Before the fountains, before the jazz from the House of Blues patio, it was just a road. A service artery behind the Disneyland Park, a place of dumpsters and delivery trucks, of concrete and function. The transformation was not of land, but of intent.
On January 12, 2001, the gates opened and the public flowed into Downtown Disney. The air smelled of new paint, baking bread from La Brea Bakery, and the faint, chlorinated hint from the nearby water features. The soundscape was a layered experiment: the clink of glasses from ESPN Zone, the synthetic chirps and melodies spilling from the World of Disney store, the live band setting up on a stage, their guitar amps emitting a low hum. The ground underfoot was no longer simple asphalt; it was textured pavement, patterned tile, and wooden decking, each surface change subtly directing your pace, inviting you to slow down.

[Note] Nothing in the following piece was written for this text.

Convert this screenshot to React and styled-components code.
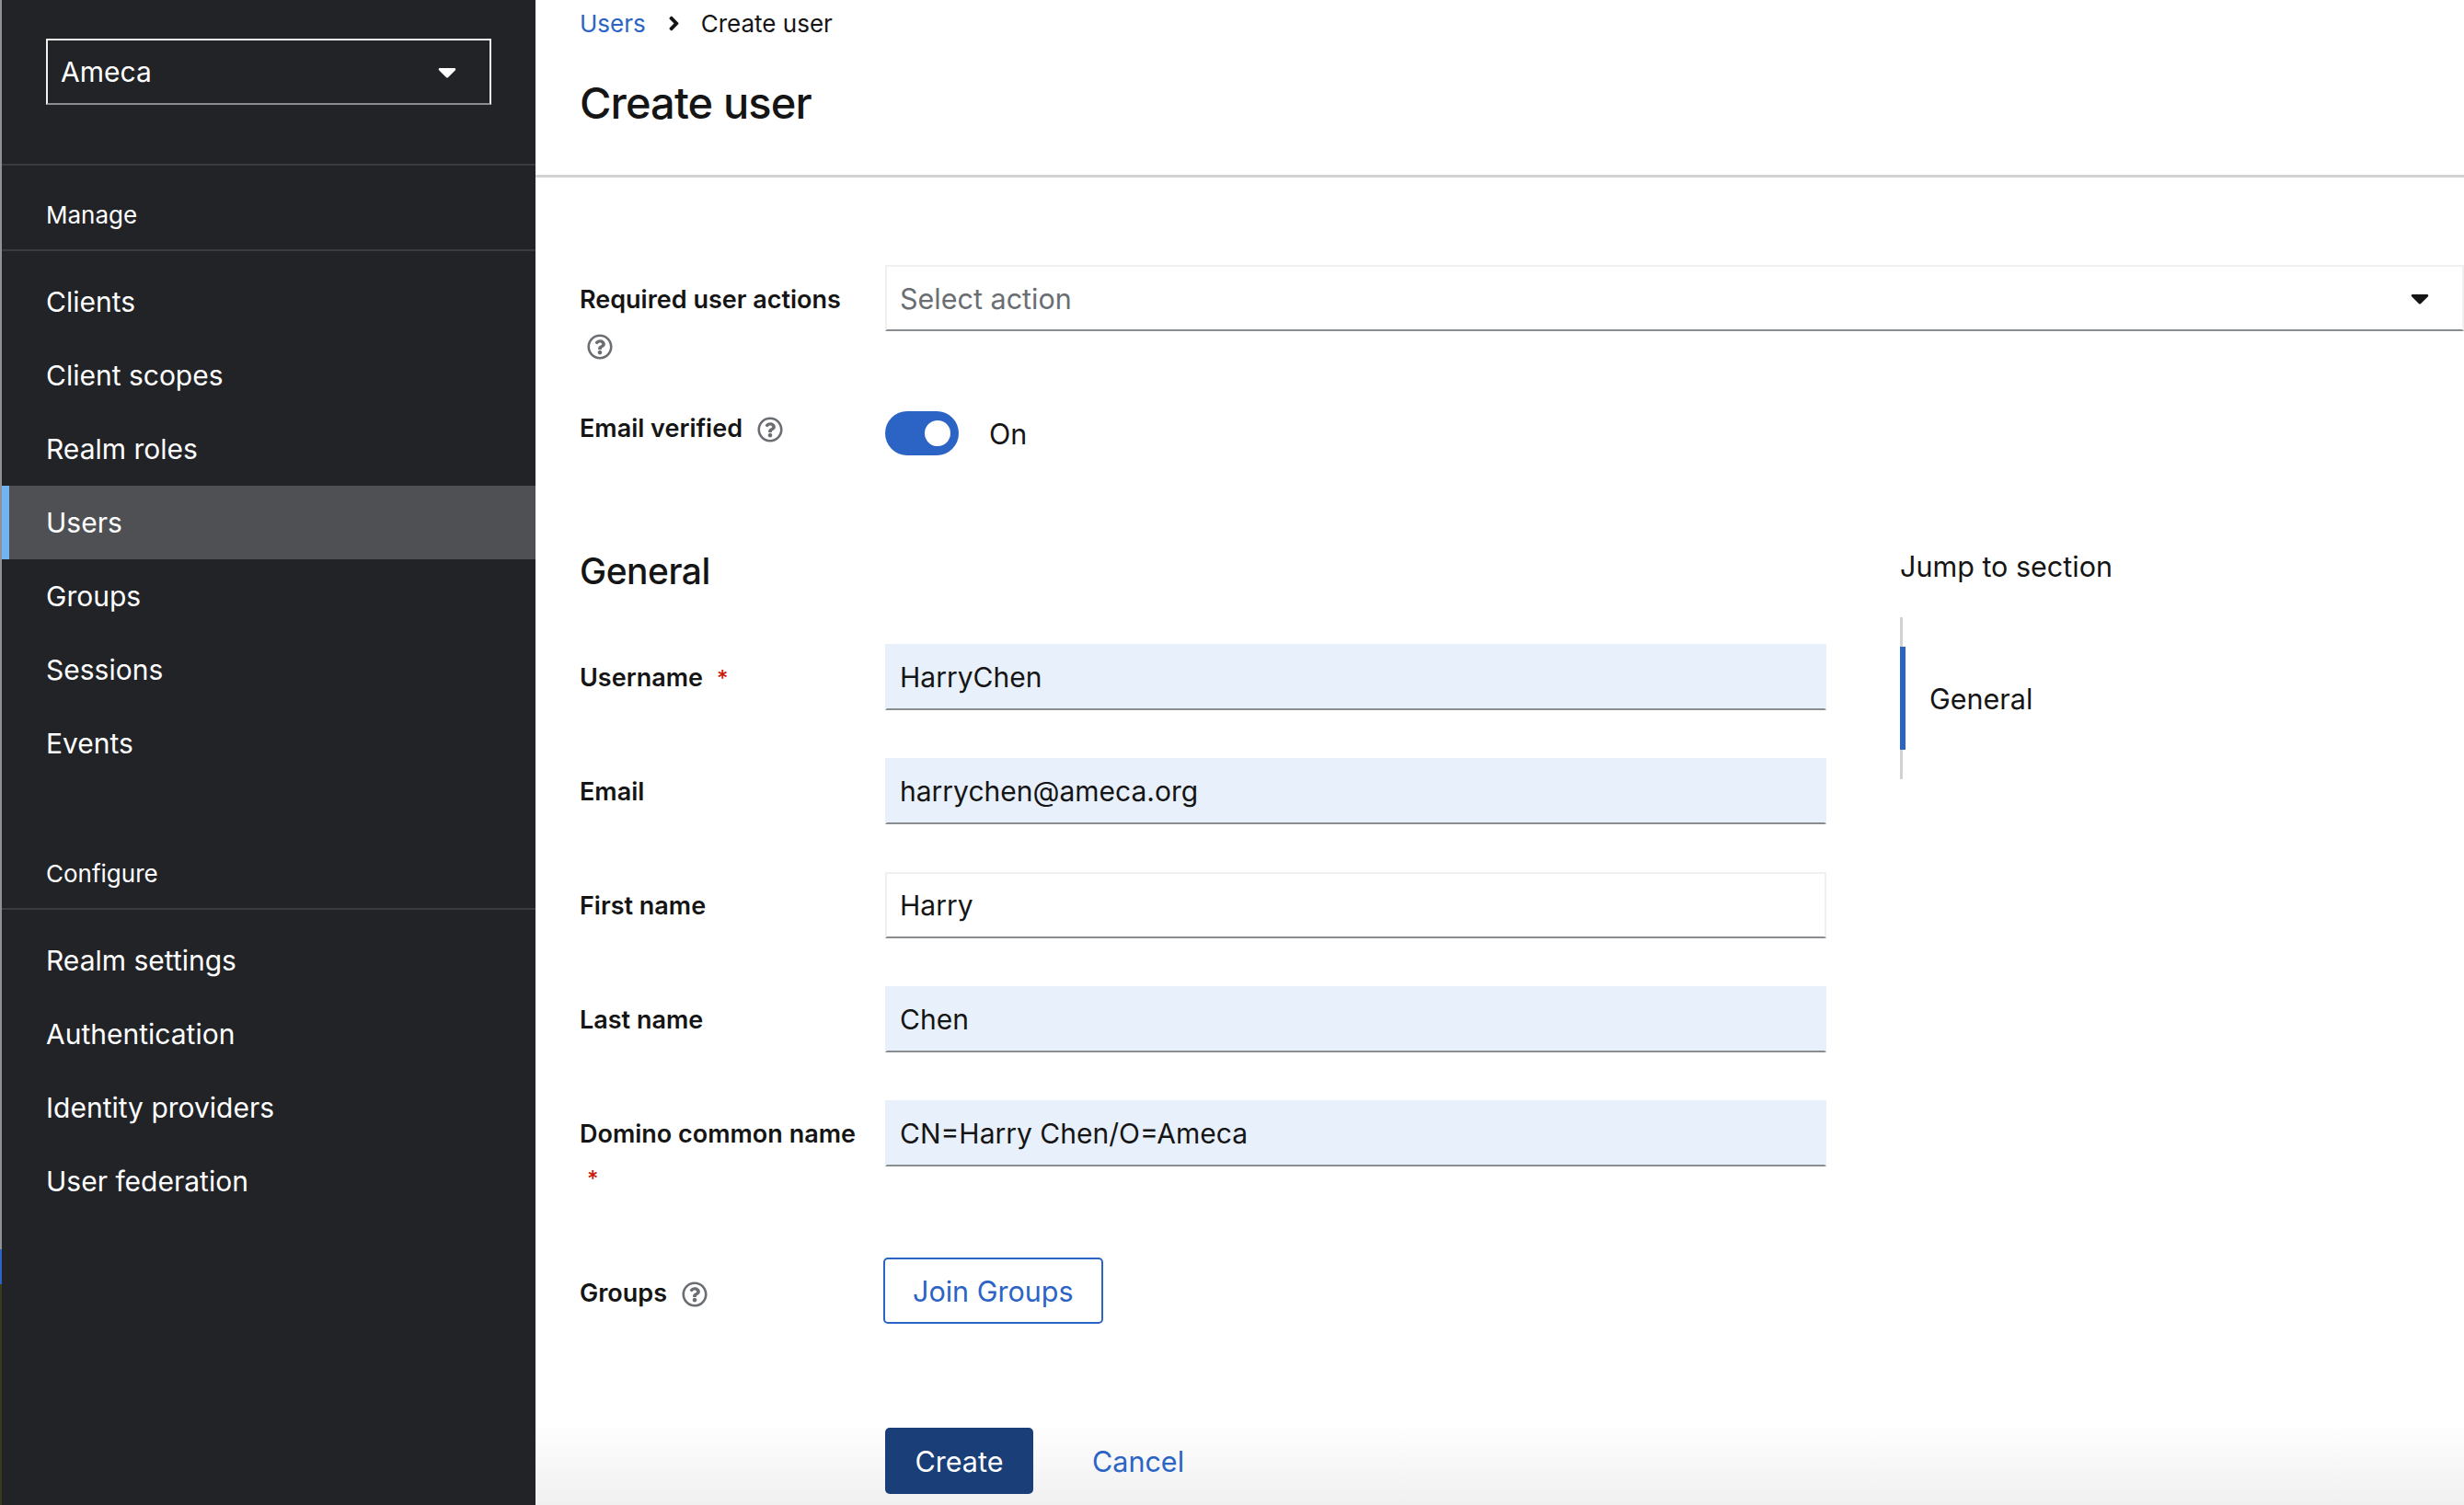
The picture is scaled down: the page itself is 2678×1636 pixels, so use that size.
import React from 'react';
import styled, { createGlobalStyle } from 'styled-components';
import { FaCaretDown, FaAngleRight, FaRegQuestionCircle } from 'react-icons/fa';

const GlobalStyle = createGlobalStyle`
    html, body { margin: 0; padding: 0; background: #fff; }
    body { font-family: Inter, "Liberation Sans", sans-serif; color: #151515; }
`;

const Page = styled.div`
    display: flex;
    width: 2678px;
    height: 1636px;
    overflow: hidden;
`;
const DesktopEdge = styled.div`
    display: flex;
    flex-direction: column;
    width: 2px;
    flex: none;
`;
const EdgePart = styled.div`
    height: ${(props) => props.h || 'auto'};
    flex: ${(props) => (props.h ? 'none' : 1)};
    background: ${(props) => props.color};
`;
const Sidebar = styled.nav`
    width: 580px;
    flex: none;
    background: #222327;
    color: #fff;
`;
const RealmArea = styled.div`
    height: 180px;
    padding: 42px 48px 0;
    box-sizing: border-box;
    border-bottom: 2px solid #3a3b3f;
`;
const RealmSelect = styled.div`
    display: flex;
    align-items: center;
    justify-content: space-between;
    width: 484px;
    height: 72px;
    box-sizing: border-box;
    padding: 0 30px 0 14px;
    border: 2px solid #f0f0f0;
    border-bottom-color: #8a8d90;
    font-size: 30px;
`;
const GroupTitle = styled.div`
    display: flex;
    align-items: center;
    height: 93px;
    margin-top: ${(props) => props.top || 0}px;
    padding: 16px 48px 0;
    box-sizing: border-box;
    font-size: 26px;
    border-bottom: 2px solid #3a3b3f;
`;
const NavList = styled.div`
    display: flex;
    flex-direction: column;
    padding-top: 15px;
`;
const NavItem = styled.div`
    display: flex;
    align-items: center;
    height: 80px;
    padding-left: 48px;
    font-size: 30px;
    background: ${(props) => (props.active ? '#4f5054' : 'transparent')};
    box-shadow: ${(props) => (props.active ? 'inset 8px 0 0 #73b4f0' : 'none')};
`;
const Main = styled.main`
    flex: 1;
    min-width: 0;
    background: linear-gradient(#fff calc(100% - 90px), #f0f0f0);
`;
const Header = styled.header`
    height: 193px;
    box-sizing: border-box;
    padding-left: 48px;
    border-bottom: 3px solid #d2d2d2;
`;
const Breadcrumb = styled.div`
    display: flex;
    align-items: center;
    height: 50px;
    font-size: 26px;
`;
const LinkText = styled.span`
    color: #2b64c5;
`;
const Crumb = styled.span`
    display: flex;
    margin: 0 17px 0 18px;
    font-size: 25px;
`;
const Title = styled.h1`
    margin: 26px 0 0;
    font-size: 47px;
    line-height: 72px;
    font-weight: 500;
    letter-spacing: -0.9px;
`;
const Top = styled.div`
    padding: 95px 0 0 48px;
`;
const Row = styled.div`
    display: grid;
    grid-template-columns: 332px 1fr;
    min-height: ${(props) => props.h}px;
    margin-bottom: ${(props) => props.gap || 0}px;
`;
const Label = styled.div`
    font-size: 27px;
    line-height: 40px;
    font-weight: 600;
    padding-top: ${(props) => props.top || 0}px;
    margin-top: ${(props) => props.shift || 0}px;
`;
const HelpIcon = styled(FaRegQuestionCircle)`
    display: ${(props) => (props.block ? 'block' : 'inline-block')};
    width: 28px;
    height: 28px;
    margin: ${(props) => (props.block ? '17px 0 0 8px' : '0 0 -6px 16px')};
    color: #6a6e73;
`;
const Required = styled.span`
    color: #c9190b;
    font-size: 24px;
    font-weight: 500;
    display: ${(props) => (props.block ? 'block' : 'inline')};
    margin: ${(props) => (props.block ? '9px 0 0 8px' : '0 0 0 15px')};
`;
const SelectBox = styled.div`
    display: flex;
    align-items: center;
    justify-content: space-between;
    height: 72px;
    box-sizing: border-box;
    padding: 0 30px 0 14px;
    border: 2px solid #f0f0f0;
    border-bottom-color: #8a8d90;
    font-size: 30.5px;
    color: #6a6e73;
`;
const Caret = styled(FaCaretDown)`
    color: #151515;
    font-size: 32px;
`;
const ToggleRow = styled.div`
    display: flex;
    align-items: center;
    height: 48px;
    gap: 33px;
    font-size: 30.5px;
`;
const Switch = styled.div`
    display: flex;
    align-items: center;
    justify-content: flex-end;
    width: 80px;
    height: 48px;
    box-sizing: border-box;
    padding-right: 9px;
    border-radius: 24px;
    background: #2b64c5;
`;
const Knob = styled.div`
    width: 28px;
    height: 28px;
    border-radius: 50%;
    background: #fff;
`;
const Columns = styled.div`
    display: grid;
    grid-template-columns: 1355px 1fr;
    column-gap: 80px;
    padding: 0 0 0 48px;
`;
const SectionTitle = styled.h2`
    margin: 98px 0 51px;
    font-size: 39px;
    line-height: 56px;
    font-weight: 500;
    letter-spacing: -0.5px;
`;
const Field = styled.div`
    display: flex;
    align-items: center;
    height: 72px;
    box-sizing: border-box;
    padding-left: 14px;
    font-size: 30px;
    background: ${(props) => (props.filled ? '#e8f0fb' : '#fff')};
    border: 2px solid ${(props) => (props.filled ? '#e8f0fb' : '#f0f0f0')};
    border-bottom-color: #8a8d90;
`;
const OutlineButton = styled.div`
    display: inline-flex;
    align-items: center;
    height: 72px;
    box-sizing: border-box;
    margin-left: -2px;
    padding: 0 30px;
    border: 2px solid #2b64c5;
    border-radius: 5px;
    color: #2b64c5;
    font-size: 30.5px;
`;
const Actions = styled.div`
    display: flex;
    align-items: center;
    padding-left: 332px;
    gap: 64px;
    margin-top: 113px;
`;
const PrimaryButton = styled.div`
    display: flex;
    align-items: center;
    justify-content: center;
    width: 161px;
    height: 72px;
    border-radius: 5px;
    background: #1a3e78;
    color: #fff;
    font-size: 30.5px;
`;
const CancelLink = styled(LinkText)`
    font-size: 30.5px;
`;
const JumpLinks = styled.aside`
    padding-top: 101px;
`;
const JumpTitle = styled.div`
    font-size: 30.5px;
    line-height: 40px;
`;
const JumpRail = styled.div`
    margin-top: 35px;
    padding: 32px 0;
    border-left: 3px solid #d2d2d2;
`;
const JumpItem = styled.div`
    display: flex;
    align-items: center;
    height: 112px;
    margin-left: -3px;
    padding-left: 26px;
    border-left: 6px solid #2b64c5;
    font-size: 30.5px;
`;

const manageItems = ['Clients', 'Client scopes', 'Realm roles', 'Users', 'Groups', 'Sessions', 'Events'];
const configureItems = ['Realm settings', 'Authentication', 'Identity providers', 'User federation'];

const App = () => {
    return (
        <Page>
            <GlobalStyle />
            <DesktopEdge>
                <EdgePart h="1358px" color="#8f9194" />
                <EdgePart h="38px" color="#2b64c5" />
                <EdgePart color="#3b3a1e" />
            </DesktopEdge>
            <Sidebar>
                <RealmArea>
                    <RealmSelect>Ameca<FaCaretDown size={32} /></RealmSelect>
                </RealmArea>
                <GroupTitle>Manage</GroupTitle>
                <NavList>
                    {manageItems.map((item) => (
                        <NavItem key={item} active={item === 'Users'}>{item}</NavItem>
                    ))}
                </NavList>
                <GroupTitle top={48}>Configure</GroupTitle>
                <NavList>
                    {configureItems.map((item) => (
                        <NavItem key={item}>{item}</NavItem>
                    ))}
                </NavList>
            </Sidebar>
            <Main>
                <Header>
                    <Breadcrumb>
                        <LinkText>Users</LinkText>
                        <Crumb><FaAngleRight /></Crumb>
                        <span>Create user</span>
                    </Breadcrumb>
                    <Title>Create user</Title>
                </Header>
                <Top>
                    <Row h={159}>
                        <Label top={18}>
                            Required user actions
                            <HelpIcon block="true" />
                        </Label>
                        <SelectBox>Select action<Caret /></SelectBox>
                    </Row>
                    <Row h={48}>
                        <Label shift={-1}>Email verified<HelpIcon /></Label>
                        <ToggleRow>
                            <Switch><Knob /></Switch>
                            On
                        </ToggleRow>
                    </Row>
                </Top>
                <Columns>
                    <div>
                        <SectionTitle>General</SectionTitle>
                        <Row h={72} gap={52}>
                            <Label top={17}>Username<Required>*</Required></Label>
                            <Field filled>HarryChen</Field>
                        </Row>
                        <Row h={72} gap={52}>
                            <Label top={17}>Email</Label>
                            <Field filled>harrychen@ameca.org</Field>
                        </Row>
                        <Row h={72} gap={52}>
                            <Label top={17}>First name</Label>
                            <Field>Harry</Field>
                        </Row>
                        <Row h={72} gap={52}>
                            <Label top={17}>Last name</Label>
                            <Field filled>Chen</Field>
                        </Row>
                        <Row h={72} gap={65}>
                            <Label top={17}>
                                Domino common name
                                <Required block="true">*</Required>
                            </Label>
                            <Field filled>CN=Harry Chen/O=Ameca</Field>
                        </Row>
                        <Row h={72}>
                            <Label top={19}>Groups<HelpIcon /></Label>
                            <div><OutlineButton>Join Groups</OutlineButton></div>
                        </Row>
                        <Actions>
                            <PrimaryButton>Create</PrimaryButton>
                            <CancelLink>Cancel</CancelLink>
                        </Actions>
                    </div>
                    <JumpLinks>
                        <JumpTitle>Jump to section</JumpTitle>
                        <JumpRail>
                            <JumpItem>General</JumpItem>
                        </JumpRail>
                    </JumpLinks>
                </Columns>
            </Main>
        </Page>
    );
};

export default App;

This was not the park. There was no admission ticket. You did not need a passport to Fantasyland. You needed only a credit card and a desire to be seen in the glow of strung-up fairy lights. It was a third place, engineered from scratch. Teenagers clutled shopping bags, their eyes scanning for friends. Parents pushed strollers past store windows stacked with plush toys, taking a night off from rides. The design was meant to feel spontaneous, organic, but every planter, every bench, every sightline toward the Disneyland Hotel towers was calculated. They had taken the idea of a downtown—a place of accidental encounter and casual commerce—and built it from the ground up, leaving no room for accident at all. The magic was in making the engineered feel effortless.